Few teams exceeded expectations to a greater degree than Arizona in the season's opening month, so it shouldn't be a stunner to see some slight regression to the mean with losses against Michigan and Wisconsin in Fullerton, Calif. One thing to watch is on the pitching front, which has been so strong for the Wildcats to this point. Of the four Pac-12 pitching staffs with ERAs of 1.50 or better, three have allowed 46 or fewer walks. Arizona is the fourth with 76 walks. If opponents start making them pay for those runners, as Michigan and Wisconsin did, it's a problem.

9. Washington (19-4, 0-0 Pac-12)

Washington jumped all over Michigan after the latter team's stay in Los Angeles, piling up 15 hits and three walks in a 7-1 win against the Wolverines in Fullerton on Thursday, but the momentum didn't last the weekend. One-run losses against Nebraska and Fresno State leave the Huskies at this end of the rankings for now. In losses this season against the aforementioned two teams and LSU and Northwestern, the Nos. 4-6 spots in the Washington lineup are hitting just .125 (4-for-32). Home finally awaits with Utah coming to Seattle to open Pac-12 play this weekend. In fact, the Huskies won't venture outside of Washington or Oregon again until a series at Stanford beginning April 10.

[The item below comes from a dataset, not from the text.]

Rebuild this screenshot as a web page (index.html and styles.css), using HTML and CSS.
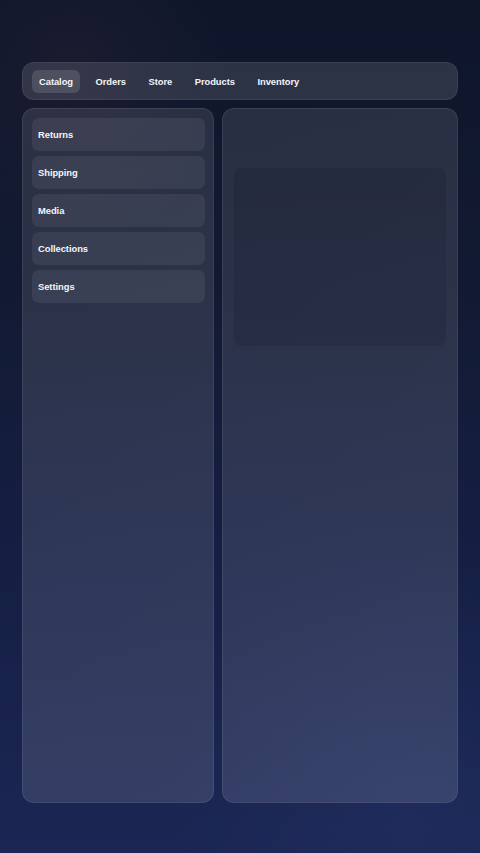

10. Alabama (21-4, 3-0 SEC)

A sweep of South Carolina to open SEC play brings the Crimson Tide back into the top 10. After struggling to solve Florida State's Lacey Waldrop the previous weekend, Alabama's lineup churned out 28 runs in three games against the Gamecocks. That wasn't the best three-game total of the season, but it was more runs than the Tide scored in any SEC series a season ago. Living up to the cleanup spot she occupied, Molly Fichtner went 6-of-8 at the plate with two walks and five RBIs. This week brings a trip to Mississippi, and the Tide should get used to packing. Of the 30 games remaining on Alabama's schedule, only 12 will be played in Tuscaloosa.

Next five: Kentucky, Georgia, Texas A&M, Florida State, Nebraska.